Former UC Berkeley graduate student Justin Yim and Full’s lab observed how squirrels control their bodies mid-air and adjust their legs when landing.
When a squirrel undershoots a landing, it crouches and adjusts its balance.
When it overshoots, it stiffens its legs and leans back—just like humans might do when trying to land precisely in a game like hopscotch.
By programming these same responses into Salto and redesigning how the robot handles force on landing, Yim gave Salto the ability to stick its landings on narrow rods.
They added a system to adjust leg force during the jump and used a flywheel to help with balance, similar to how people swing their arms when they feel off-balance.
To test these ideas, Full’s team measured how real squirrels land. They discovered that squirrels mostly use their front legs, doing a kind of handstand to absorb the impact.

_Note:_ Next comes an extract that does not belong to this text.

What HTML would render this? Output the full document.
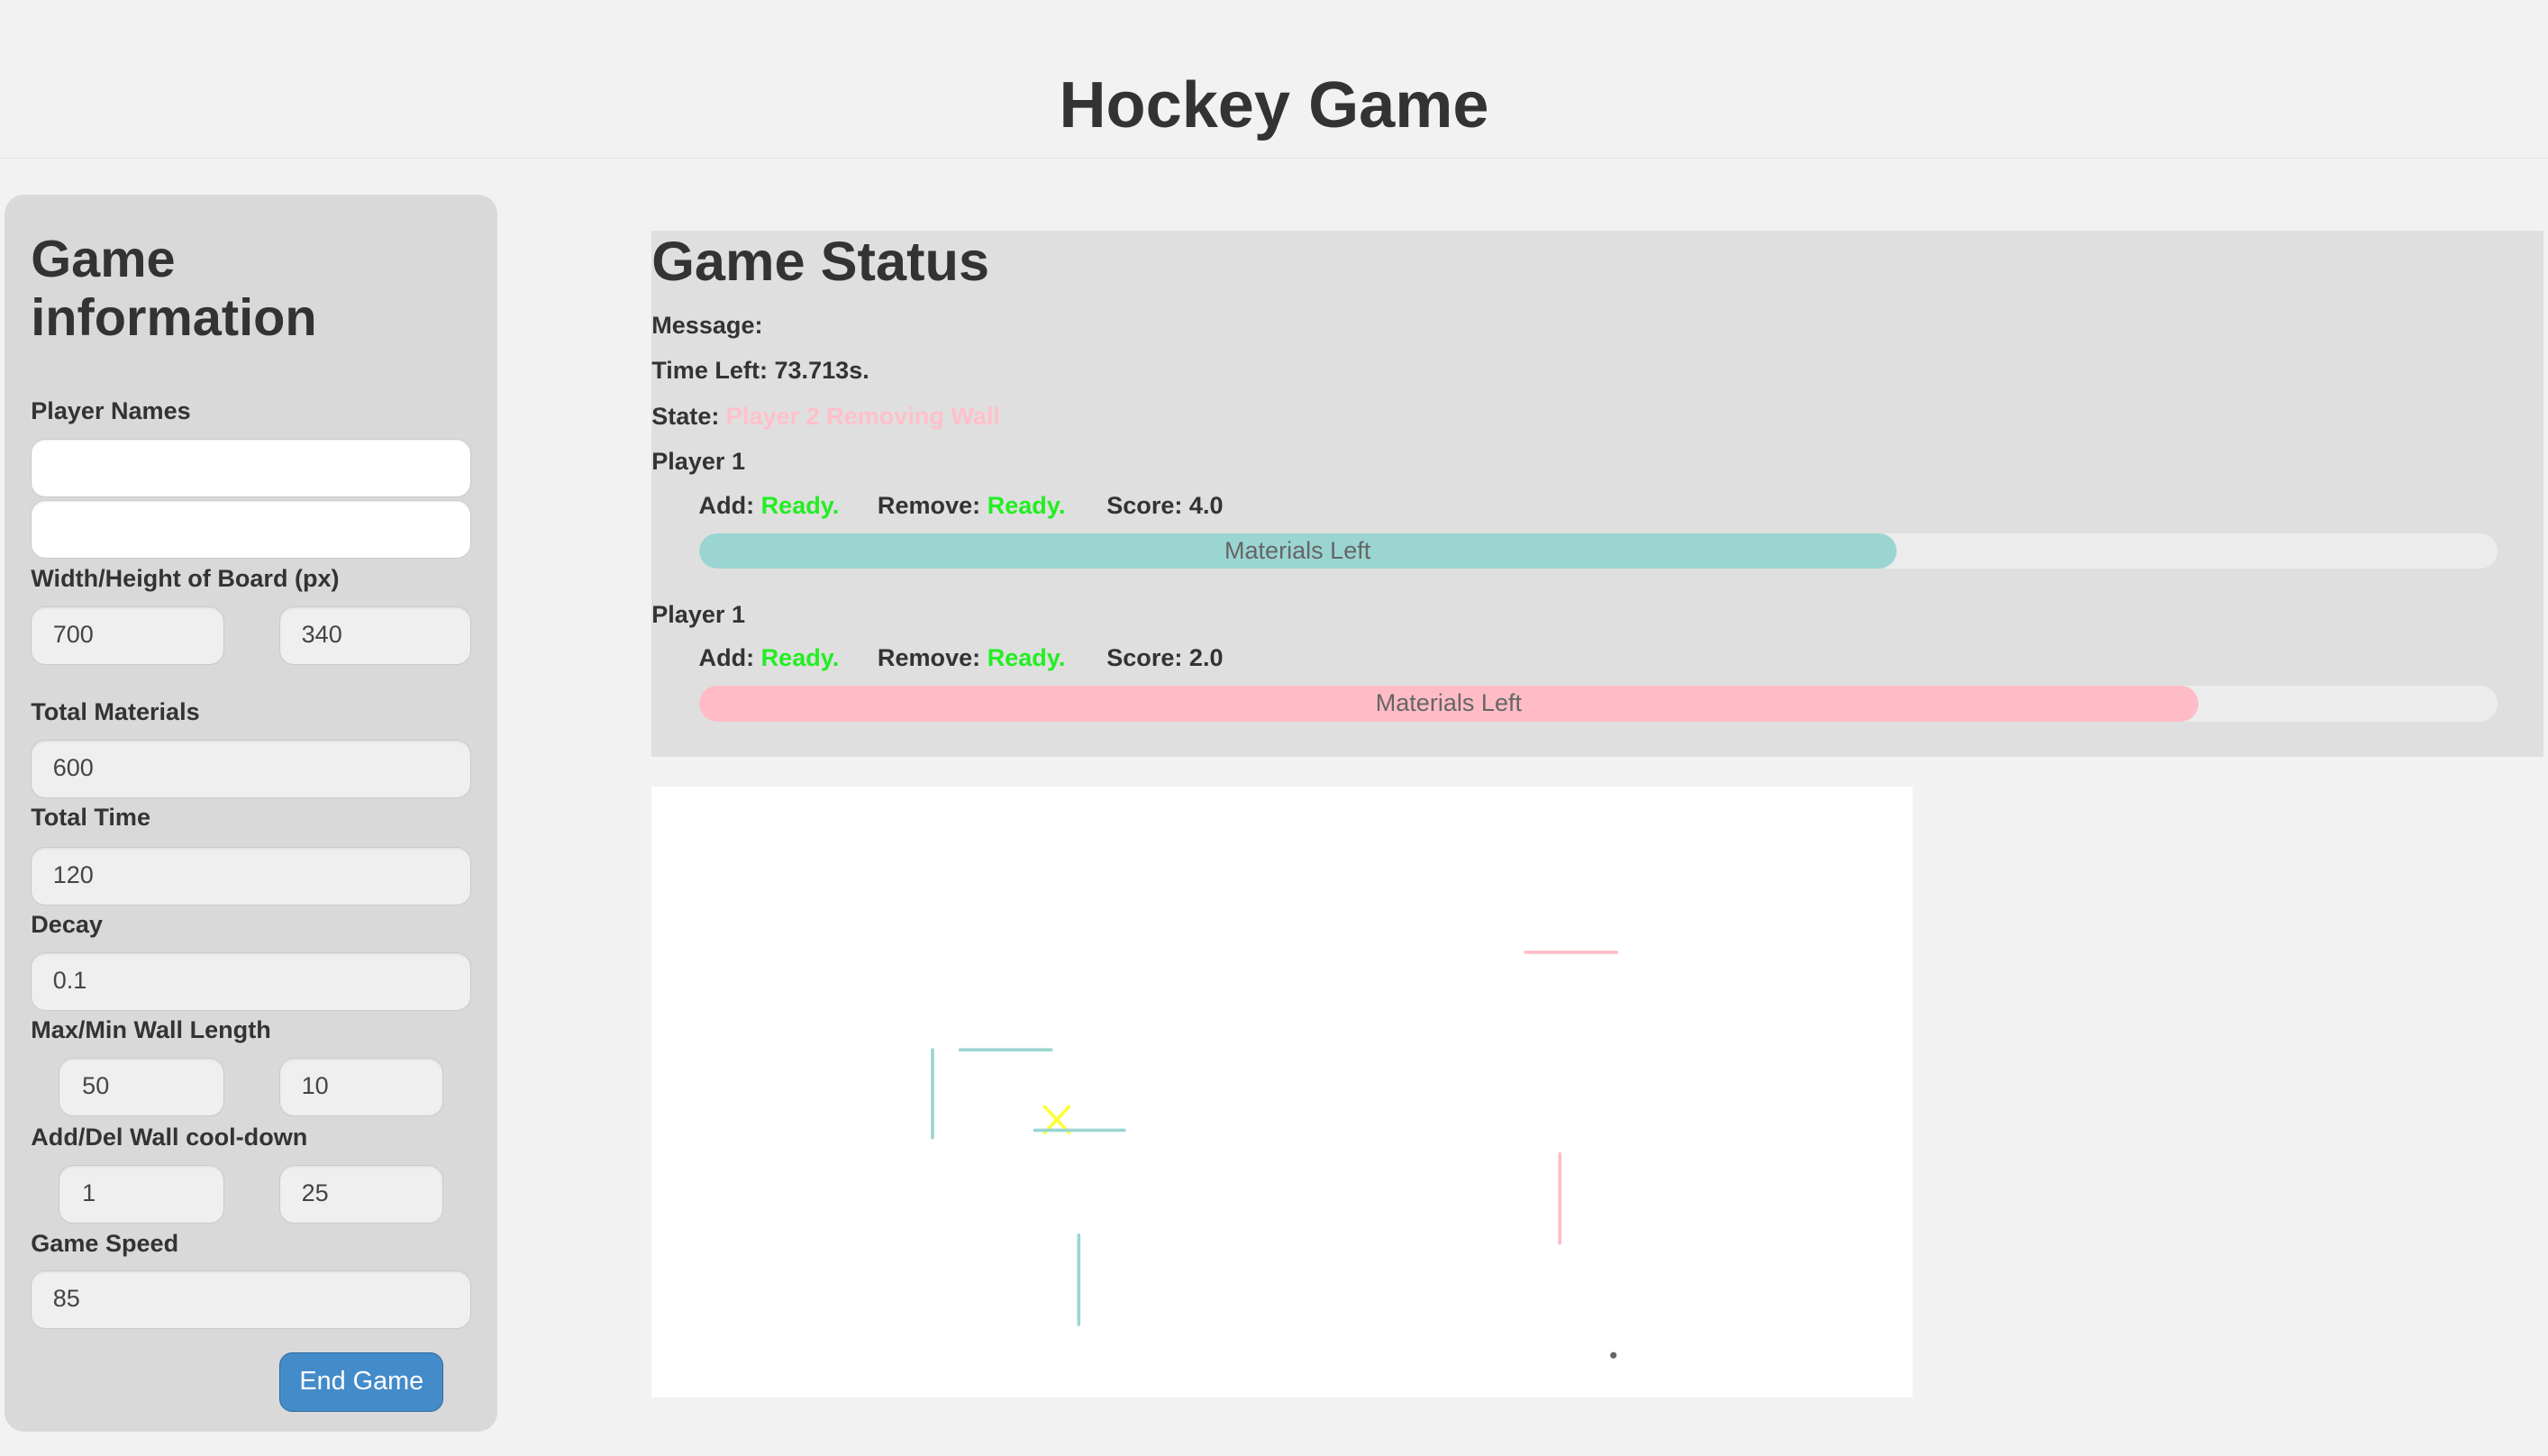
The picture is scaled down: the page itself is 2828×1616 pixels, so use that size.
<!DOCTYPE html>
<html><head><meta charset="utf-8"><style>
html,body{margin:0;padding:0;background:#f2f2f2;overflow:hidden}
#w{position:absolute;left:0;top:0;width:1568px;height:896px;zoom:1.80357;font-family:"Liberation Sans",sans-serif;color:#333}
.a{position:absolute}
.lb{position:absolute;left:19px;font-weight:bold;font-size:15px;line-height:18px;transform:translateY(-9px);white-space:nowrap}
.in{position:absolute;box-sizing:border-box;height:36px;border:1px solid #cacaca;border-radius:9px;background:#efefef;font-size:15px;line-height:34px;padding-left:13px;color:#444;box-shadow:inset 0 1px 1px rgba(0,0,0,.05)}
.t{position:absolute;left:401px;font-weight:bold;font-size:15px;line-height:18px;transform:translateY(-9px);white-space:nowrap}
.g{color:#22ee22}
.bar{position:absolute;left:430px;width:1107px;height:22px;border-radius:11px;background:#ececec;overflow:hidden}
.fill{position:absolute;left:0;top:0;height:22px;border-radius:11px;text-align:center;font-size:15px;line-height:22px;color:#666}
</style></head><body><div id="w">
<div class="a" style="left:0;top:0;width:1568px;height:97px;border-bottom:1px solid #e6e6e6"></div>
<div class="a" style="left:0;width:1568px;top:42px;text-align:center;font-size:40px;font-weight:bold;line-height:46px">Hockey Game</div>

<div class="a" style="left:3px;top:120px;width:303px;height:761px;background:#d9d9d9;border-radius:12px"></div>
<div class="a" style="left:19px;top:142px;font-size:32px;line-height:36px;font-weight:bold">Game<br>information</div>
<div class="lb" style="top:253px">Player Names</div>
<div class="in" style="left:19px;top:270px;width:271px;background:#fff"></div>
<div class="in" style="left:19px;top:308px;width:271px;background:#fff"></div>
<div class="lb" style="top:356px">Width/Height of Board (px)</div>
<div class="in" style="left:19px;top:373px;width:119px">700</div>
<div class="in" style="left:172px;top:373px;width:118px">340</div>
<div class="lb" style="top:438px">Total Materials</div>
<div class="in" style="left:19px;top:455px;width:271px">600</div>
<div class="lb" style="top:503px">Total Time</div>
<div class="in" style="left:19px;top:521px;width:271px">120</div>
<div class="lb" style="top:569px">Decay</div>
<div class="in" style="left:19px;top:586px;width:271px">0.1</div>
<div class="lb" style="top:634px">Max/Min Wall Length</div>
<div class="in" style="left:36px;top:651px;width:102px;padding-left:14px">50</div>
<div class="in" style="left:172px;top:651px;width:101px">10</div>
<div class="lb" style="top:700px">Add/Del Wall cool-down</div>
<div class="in" style="left:36px;top:717px;width:102px;padding-left:14px">1</div>
<div class="in" style="left:172px;top:717px;width:101px">25</div>
<div class="lb" style="top:765px">Game Speed</div>
<div class="in" style="left:19px;top:782px;width:271px">85</div>
<div class="a" style="left:172px;top:832px;width:101px;height:37px;box-sizing:border-box;background:#448bc9;border:1px solid #2f6a9c;border-radius:8px;color:#fff;font-size:16px;line-height:35px;text-align:center">End Game</div>

<div class="a" style="left:401px;top:142px;width:1164px;height:324px;background:#dfdfdf"></div>
<div class="a" style="left:401px;top:141px;font-size:34px;line-height:40px;font-weight:bold">Game Status</div>
<div class="t" style="top:200px">Message:</div>
<div class="t" style="top:228px">Time Left: 73.713s.</div>
<div class="t" style="top:256px">State: <span style="color:#ffc0cb">Player 2 Removing Wall</span></div>
<div class="t" style="top:284px">Player 1</div>
<div class="t" style="top:311px;left:430px">Add: <span class="g">Ready.</span></div>
<div class="t" style="top:311px;left:540px">Remove: <span class="g">Ready.</span></div>
<div class="t" style="top:311px;left:681px">Score: 4.0</div>
<div class="bar" style="top:328px"><div class="fill" style="width:737px;background:#9ad5d1">Materials Left</div></div>
<div class="t" style="top:378px">Player 1</div>
<div class="t" style="top:405px;left:430px">Add: <span class="g">Ready.</span></div>
<div class="t" style="top:405px;left:540px">Remove: <span class="g">Ready.</span></div>
<div class="t" style="top:405px;left:681px">Score: 2.0</div>
<div class="bar" style="top:422px"><div class="fill" style="width:923px;background:#ffbcc6">Materials Left</div></div>

<svg class="a" style="left:401px;top:484px" width="776" height="376" viewBox="401 484 776 376">
<rect x="401" y="484" width="776" height="376" fill="#fff"/>
<g stroke-linecap="round" stroke-width="2" fill="none">
<line x1="574" y1="646" x2="574" y2="700" stroke="#9ad5d1"/>
<line x1="591" y1="646" x2="647" y2="646" stroke="#9ad5d1"/>
<line x1="643" y1="681" x2="658" y2="697" stroke="#ffff33"/>
<line x1="658" y1="681" x2="643" y2="697" stroke="#ffff33"/>
<line x1="637" y1="695.5" x2="692" y2="695.5" stroke="#9ad5d1"/>
<line x1="664" y1="760" x2="664" y2="815" stroke="#9ad5d1"/>
<line x1="939" y1="586" x2="995" y2="586" stroke="#ffbcc6"/>
<line x1="960" y1="710" x2="960" y2="765" stroke="#ffbcc6"/>
</g>
<circle cx="993" cy="834" r="2" fill="#666"/>
</svg>
</div></body></html>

After landing, they use their back legs to twist and stabilize their bodies—either to stop from falling forward or to pull themselves up if they swing underneath the branch.
The robot, although it doesn’t have gripping feet, was still able to copy some of this landing behavior by adjusting leg tension and body position.
Salto’s success could have exciting implications beyond Earth. Yim is working on a NASA project to develop a similar robot that could explore Enceladus, a moon of Saturn.
With much lower gravity than Earth, a robot like Salto could leap the length of a football field in one bound, making it perfect for exploring icy, rough terrain.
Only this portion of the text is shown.